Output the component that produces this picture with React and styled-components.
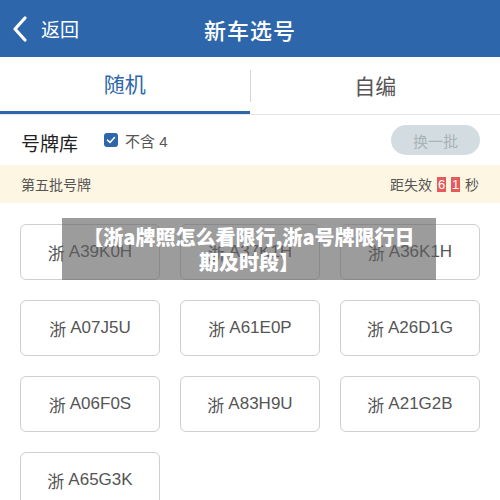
import styled, { createGlobalStyle } from "styled-components";

const Global = createGlobalStyle`
  html, body {
    margin: 0;
    padding: 0;
    background: #ffffff;
  }
  body {
    font-family: "Liberation Sans", "Noto Sans CJK SC", sans-serif;
  }
`;

const Page = styled.div`
  position: relative;
  width: 500px;
  height: 500px;
  overflow: hidden;
  background: #ffffff;
`;

const Header = styled.div`
  height: 57px;
  background: #2d66ab;
  display: grid;
  grid-template-columns: 1fr auto 1fr;
  align-items: center;
  color: #ffffff;
`;

const Back = styled.div`
  display: flex;
  align-items: center;
  gap: 13px;
  padding-left: 12px;
  font-size: 19px;
`;

const Title = styled.div`
  font-size: 22px;
  font-weight: 500;
  letter-spacing: 1px;
`;

const Tabs = styled.div`
  height: 58px;
  display: flex;
  border-bottom: 1px solid #e6e6e6;
  box-sizing: border-box;
`;

const Tab = styled.div`
  flex: 1;
  display: flex;
  align-items: center;
  justify-content: center;
  font-size: 21px;
  padding-bottom: 2px;
  color: ${({ active }) => (active ? "#2d66ab" : "#555555")};
  border-bottom: 3px solid ${({ active }) => (active ? "#2d66ab" : "transparent")};
  & + & {
    border-left: 1px solid #d6d6d6;
    border-image: linear-gradient(to bottom, transparent 14px, #d6d6d6 14px, #d6d6d6 44px, transparent 44px) 1;
    border-bottom: none;
  }
`;

const Toolbar = styled.div`
  height: 50px;
  display: flex;
  align-items: center;
  padding: 0 20px 0 21px;
`;

const Label = styled.div`
  font-size: 19px;
  color: #222222;
  margin-right: 26px;
  padding-top: 4px;
`;

const Check = styled.div`
  width: 14px;
  height: 14px;
  border-radius: 3px;
  background: #2d66ab;
  display: flex;
  align-items: center;
  justify-content: center;
  margin-right: 7px;
`;

const CheckText = styled.div`
  font-size: 15px;
  color: #555555;
`;

const Refresh = styled.button`
  margin-left: auto;
  width: 89px;
  height: 30px;
  border: none;
  border-radius: 15px;
  background: #d3dde1;
  color: #a7b3b8;
  font-size: 15px;
  font-family: inherit;
  padding: 0;
`;

const Notice = styled.div`
  height: 38px;
  background: #fdf6e2;
  display: flex;
  align-items: center;
  justify-content: space-between;
  padding: 0 21px;
  font-size: 14px;
  color: #555555;
`;

const Countdown = styled.div`
  display: flex;
  align-items: center;
  gap: 5px;
`;

const Digit = styled.span`
  display: inline-block;
  width: 9px;
  height: 15px;
  line-height: 15px;
  background: #e85a5a;
  color: #ffffff;
  font-size: 13px;
  text-align: center;
`;

const Grid = styled.div`
  display: grid;
  grid-template-columns: repeat(3, 140px);
  grid-auto-rows: 56px;
  column-gap: 20px;
  row-gap: 20px;
  padding: 21px 20px 0 20px;
`;

const Plate = styled.div`
  border: 1px solid #cfcfcf;
  border-radius: 6px;
  box-sizing: border-box;
  display: flex;
  align-items: center;
  justify-content: center;
  font-size: 17px;
  color: #555555;
  gap: 4px;
`;

const Overlay = styled.div`
  position: absolute;
  left: 62px;
  top: 218px;
  width: 374px;
  height: 62px;
  background: rgba(95, 95, 95, 0.62);
  color: #ffffff;
  font-family: "Noto Sans CJK SC", sans-serif;
  font-weight: 900;
  font-size: 20px;
  line-height: 25px;
  text-align: center;
  display: flex;
  align-items: center;
  justify-content: center;
  padding: 0 14px;
  box-sizing: border-box;
`;

const plates = [
  "A39K0H", "A37K1H", "A36K1H",
  "A07J5U", "A61E0P", "A26D1G",
  "A06F0S", "A83H9U", "A21G2B",
  "A65G3K",
];

export default function App() {
  return (
    <Page>
      <Global />
      <Header>
        <Back>
          <svg width="16" height="28" viewBox="0 0 16 28">
            <path d="M13 3 L3 14 L13 25" fill="none" stroke="#fff" strokeWidth="3.2" strokeLinecap="round" strokeLinejoin="round" />
          </svg>
          <span>返回</span>
        </Back>
        <Title>新车选号</Title>
        <div />
      </Header>
      <Tabs>
        <Tab active>随机</Tab>
        <Tab>自编</Tab>
      </Tabs>
      <Toolbar>
        <Label>号牌库</Label>
        <Check>
          <svg width="10" height="10" viewBox="0 0 10 10">
            <path d="M1.5 5.2 L4 7.5 L8.5 2.5" fill="none" stroke="#fff" strokeWidth="1.6" strokeLinecap="round" strokeLinejoin="round" />
          </svg>
        </Check>
        <CheckText>不含 4</CheckText>
        <Refresh>换一批</Refresh>
      </Toolbar>
      <Notice>
        <span>第五批号牌</span>
        <Countdown>
          <span>距失效</span>
          <Digit>6</Digit>
          <Digit>1</Digit>
          <span>秒</span>
        </Countdown>
      </Notice>
      <Grid>
        {plates.map((p) => (
          <Plate key={p}>
            <span>浙</span>
            <span>{p}</span>
          </Plate>
        ))}
      </Grid>
      <Overlay>【浙a牌照怎么看限行,浙a号牌限行日期及时段】</Overlay>
    </Page>
  );
}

--*--

REQUEST: The material above holds pictures; copy everything else in it exactly.

COMPLETE OUTPUT:
Output the component that produces this picture with React and styled-components.
import styled, { createGlobalStyle } from "styled-components";

const Global = createGlobalStyle`
  html, body {
    margin: 0;
    padding: 0;
    background: #ffffff;
  }
  body {
    font-family: "Liberation Sans", "Noto Sans CJK SC", sans-serif;
  }
`;

const Page = styled.div`
  position: relative;
  width: 500px;
  height: 500px;
  overflow: hidden;
  background: #ffffff;
`;

const Header = styled.div`
  height: 57px;
  background: #2d66ab;
  display: grid;
  grid-template-columns: 1fr auto 1fr;
  align-items: center;
  color: #ffffff;
`;

const Back = styled.div`
  display: flex;
  align-items: center;
  gap: 13px;
  padding-left: 12px;
  font-size: 19px;
`;

const Title = styled.div`
  font-size: 22px;
  font-weight: 500;
  letter-spacing: 1px;
`;

const Tabs = styled.div`
  height: 58px;
  display: flex;
  border-bottom: 1px solid #e6e6e6;
  box-sizing: border-box;
`;

const Tab = styled.div`
  flex: 1;
  display: flex;
  align-items: center;
  justify-content: center;
  font-size: 21px;
  padding-bottom: 2px;
  color: ${({ active }) => (active ? "#2d66ab" : "#555555")};
  border-bottom: 3px solid ${({ active }) => (active ? "#2d66ab" : "transparent")};
  & + & {
    border-left: 1px solid #d6d6d6;
    border-image: linear-gradient(to bottom, transparent 14px, #d6d6d6 14px, #d6d6d6 44px, transparent 44px) 1;
    border-bottom: none;
  }
`;

const Toolbar = styled.div`
  height: 50px;
  display: flex;
  align-items: center;
  padding: 0 20px 0 21px;
`;

const Label = styled.div`
  font-size: 19px;
  color: #222222;
  margin-right: 26px;
  padding-top: 4px;
`;

const Check = styled.div`
  width: 14px;
  height: 14px;
  border-radius: 3px;
  background: #2d66ab;
  display: flex;
  align-items: center;
  justify-content: center;
  margin-right: 7px;
`;

const CheckText = styled.div`
  font-size: 15px;
  color: #555555;
`;

const Refresh = styled.button`
  margin-left: auto;
  width: 89px;
  height: 30px;
  border: none;
  border-radius: 15px;
  background: #d3dde1;
  color: #a7b3b8;
  font-size: 15px;
  font-family: inherit;
  padding: 0;
`;

const Notice = styled.div`
  height: 38px;
  background: #fdf6e2;
  display: flex;
  align-items: center;
  justify-content: space-between;
  padding: 0 21px;
  font-size: 14px;
  color: #555555;
`;

const Countdown = styled.div`
  display: flex;
  align-items: center;
  gap: 5px;
`;

const Digit = styled.span`
  display: inline-block;
  width: 9px;
  height: 15px;
  line-height: 15px;
  background: #e85a5a;
  color: #ffffff;
  font-size: 13px;
  text-align: center;
`;

const Grid = styled.div`
  display: grid;
  grid-template-columns: repeat(3, 140px);
  grid-auto-rows: 56px;
  column-gap: 20px;
  row-gap: 20px;
  padding: 21px 20px 0 20px;
`;

const Plate = styled.div`
  border: 1px solid #cfcfcf;
  border-radius: 6px;
  box-sizing: border-box;
  display: flex;
  align-items: center;
  justify-content: center;
  font-size: 17px;
  color: #555555;
  gap: 4px;
`;

const Overlay = styled.div`
  position: absolute;
  left: 62px;
  top: 218px;
  width: 374px;
  height: 62px;
  background: rgba(95, 95, 95, 0.62);
  color: #ffffff;
  font-family: "Noto Sans CJK SC", sans-serif;
  font-weight: 900;
  font-size: 20px;
  line-height: 25px;
  text-align: center;
  display: flex;
  align-items: center;
  justify-content: center;
  padding: 0 14px;
  box-sizing: border-box;
`;

const plates = [
  "A39K0H", "A37K1H", "A36K1H",
  "A07J5U", "A61E0P", "A26D1G",
  "A06F0S", "A83H9U", "A21G2B",
  "A65G3K",
];

export default function App() {
  return (
    <Page>
      <Global />
      <Header>
        <Back>
          <svg width="16" height="28" viewBox="0 0 16 28">
            <path d="M13 3 L3 14 L13 25" fill="none" stroke="#fff" strokeWidth="3.2" strokeLinecap="round" strokeLinejoin="round" />
          </svg>
          <span>返回</span>
        </Back>
        <Title>新车选号</Title>
        <div />
      </Header>
      <Tabs>
        <Tab active>随机</Tab>
        <Tab>自编</Tab>
      </Tabs>
      <Toolbar>
        <Label>号牌库</Label>
        <Check>
          <svg width="10" height="10" viewBox="0 0 10 10">
            <path d="M1.5 5.2 L4 7.5 L8.5 2.5" fill="none" stroke="#fff" strokeWidth="1.6" strokeLinecap="round" strokeLinejoin="round" />
          </svg>
        </Check>
        <CheckText>不含 4</CheckText>
        <Refresh>换一批</Refresh>
      </Toolbar>
      <Notice>
        <span>第五批号牌</span>
        <Countdown>
          <span>距失效</span>
          <Digit>6</Digit>
          <Digit>1</Digit>
          <span>秒</span>
        </Countdown>
      </Notice>
      <Grid>
        {plates.map((p) => (
          <Plate key={p}>
            <span>浙</span>
            <span>{p}</span>
          </Plate>
        ))}
      </Grid>
      <Overlay>【浙a牌照怎么看限行,浙a号牌限行日期及时段】</Overlay>
    </Page>
  );
}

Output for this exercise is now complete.